Министр земледелия В. М. Чернов слышал мою речь к демонстрантам по поводу попытки темных личностей арестовать его, — речь, которая заканчивалась словами: "кто пришел сюда, чтоб чинить насилие, пусть поднимет руку!". Член Совета Рабочих и Солдатских Депутатов солдат-меньшевик Иоффе, противник моей позиции, стоял у входа в Таврический Дворец во время демонстрации и призывал меня обратиться к солдатам с речами — именно потому, что все мои речи заканчивались призывом: "Никаких насилий! Мирно возвращайтесь по домам!". То же самое могут подтвердить: член президиума Центрального Исполнительного Комитета Сакиан, социалист-революционер, член Петроградского Совета Рабочих и Солдатских Депутатов Лев Михайлович Карахан и сотни других лиц, которых я могу установить при содействии следственной власти: для этого ей достаточно обратиться в Смольный Институт, в президиум ЦИК.

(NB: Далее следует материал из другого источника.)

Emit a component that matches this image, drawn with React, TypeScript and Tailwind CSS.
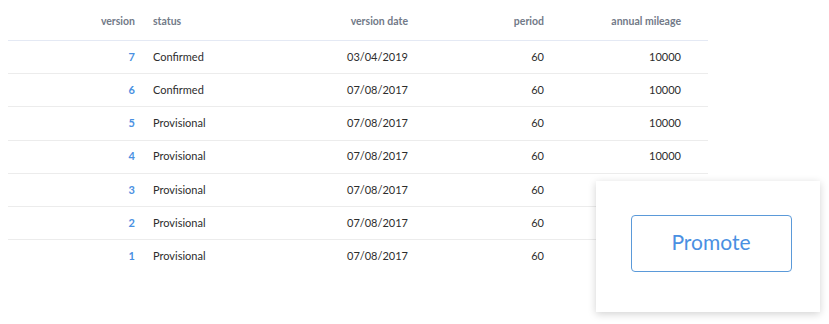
const ROWS = [
  { version: 7, status: 'Confirmed', date: '03/04/2019', period: 60, mileage: 10000 },
  { version: 6, status: 'Confirmed', date: '07/08/2017', period: 60, mileage: 10000 },
  { version: 5, status: 'Provisional', date: '07/08/2017', period: 60, mileage: 10000 },
  { version: 4, status: 'Provisional', date: '07/08/2017', period: 60, mileage: 10000 },
  { version: 3, status: 'Provisional', date: '07/08/2017', period: 60, mileage: 10000 },
  { version: 2, status: 'Provisional', date: '07/08/2017', period: 60, mileage: 10000 },
  { version: 1, status: 'Provisional', date: '07/08/2017', period: 60, mileage: 10000 },
]

export default function App() {
  return (
    <div className="relative w-[829px] h-[324px] bg-white font-['Lato','Liberation_Sans',sans-serif] text-[11px]">
      <div className="ml-2 w-[700px]">
        <div className="flex items-center h-[41px] pt-[3px] border-b border-[#e4e9f4] text-[#727a88] font-bold text-[10.5px]">
          <div className="w-[127px] text-right">version</div>
          <div className="w-[125px] pl-[18px]">status</div>
          <div className="w-[148px] text-right">version date</div>
          <div className="w-[136px] text-right">period</div>
          <div className="w-[137px] text-right">annual mileage</div>
        </div>
        {ROWS.map((r, i) => (
          <div
            key={r.version}
            className={`flex items-center h-[33.2px] text-[#2d2d2d] ${i < ROWS.length - 1 ? 'border-b border-[#ececec]' : ''}`}
          >
            <div className="w-[127px] text-right text-[#4a90e2] font-bold">{r.version}</div>
            <div className="w-[125px] pl-[18px]">{r.status}</div>
            <div className="w-[148px] text-right">{r.date}</div>
            <div className="w-[136px] text-right">{r.period}</div>
            <div className="w-[137px] text-right">{r.mileage}</div>
          </div>
        ))}
      </div>

      {/* promote popover sits over the table */}
      <div className="absolute left-[596px] top-[181px] w-[224px] h-[131px] bg-white shadow-[0_2px_8px_rgba(0,0,0,0.18)] flex items-start justify-center pt-[34px] pl-[6px]">
        <button className="w-[161px] h-[57px] pb-[3px] rounded-[4px] border border-[#5b9ad9] text-[#4a90e2] text-[21px] font-normal bg-white">
          Promote
        </button>
      </div>
    </div>
  )
}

Во всяком случае прошу как можно скорее допросить перечисленных выше лиц.
Как мне сообщают, среди опечатанных бумаг, забранных в типографии «Труд», имеются рукописи двух моих брошюр, написанных до событий 3–5 июля: «Клеветникам» и "Годы великой катастрофы". Так как обе эти рукописи имеют прямое и непосредственное отношение к вопросам, составляющим предмет расследования, то прошу означенные рукописи приобщить к материалам следствия.
В заключение позволяю себе выразить уверенность в том, что если бы следственная власть, не задаваясь целью доказать недоказуемое, сделала серьезную попытку проверить свои данные в указанном мною направлении, то она в двадцать четыре часа убедилась бы в том, что у нее нет никакого права держать меня в тюрьме.
"Кресты", камера 487, 8 августа 1917 года.
"Предварительное следствие по делу 3–5 июля".
Позор!
Даже поклоннику "твердой власти" невозможно отрицать, что борьба с так называемой «анархией» ведется у нас при помощи совершенно анархических мер, свирепость которых не скрывает их беспомощности. Если б кто-нибудь из министров-"социалистов" обошел теперь камеры «Крестов», он без труда убедился бы в этом. И почему бы в самом деле этого не сделать? Ведь ходил же Церетели по кронштадтским тюрьмам для ознакомления с участью заключенных контрреволюционеров. Было бы очень полезно сопоставить меры революционной репрессии, применявшиеся кронштадтскими матросами, с государственными проявлениями твердой власти Керенского — Церетели. Ибо главная часть этой незавершенной работы была произведена еще при Церетели-министре…
Все знают про арест ныне освобожденного Каменева, которого заперли "на всякий случай"; а потом уж стали искать, за кем его зачислить: за разведкой, за прокурором, за Переверзевым или за Алексинским? Из напечатанного в "Н. Жизни" письма многие знают, что Троцкий обвиняется в "государственной измене" на том основании, что он приехал (будто бы с Лениным) через Германию, в качестве члена Ц. К-та… Но если по отношению к людям достаточно известным твердая власть проявляет такого рода чудовищную неряшливость, то нетрудно себе представить, как обстоит дело, когда юная республиканская юстиция (изо рта у нее впрочем торчат гнилые пеньки) накладывают свою руку на балтийского матроса, петергофского солдата или путиловского рабочего. Можно сказать без всякого преувеличения, что никогда при массовых арестах старой охранки не было столько произвола и бессмыслицы, как в работе твердой власти Керенского — Церетели.
Из семидесяти политических, содержащихся во втором корпусе «Крестов», около тридцати привлекаются за участие в выступлениях 3–4 июля. Им в большинстве случаев предъявлено обвинение по ст. ст. 100 и 51. Некоторые из них (как Константин Русинов, Порфирий Никитин, Иван Манин, Лейзер Славкин…) были при аресте избиты, в отдельных случаях очень жестоко. У ряда арестованных были казаками ограблены деньги — под тем предлогом, что это деньги «немецкие»… В какой мере меток был в каждом отдельном случае карающий удар правосудия, это еще подлежит проверке. Чище всего дело обстоит несомненно с Левенсоном Иосифом, Медведевым Сергеем и Степановым Ассаном, которые, так сказать, сами себя отправили "под конвоем" в штаб, как зачинщиков, для того, чтобы избежать расформирования своего (7) полка. Кстати сказать, солдаты этого полка, участвовавшие в так называемом "вооруженном восстании", взяли на себя вечером 4 июля охрану Таврического Дворца ввиду малочисленности и усталости караула…
20
Статья получена с опозданием (прим. ред. "Пролетарий").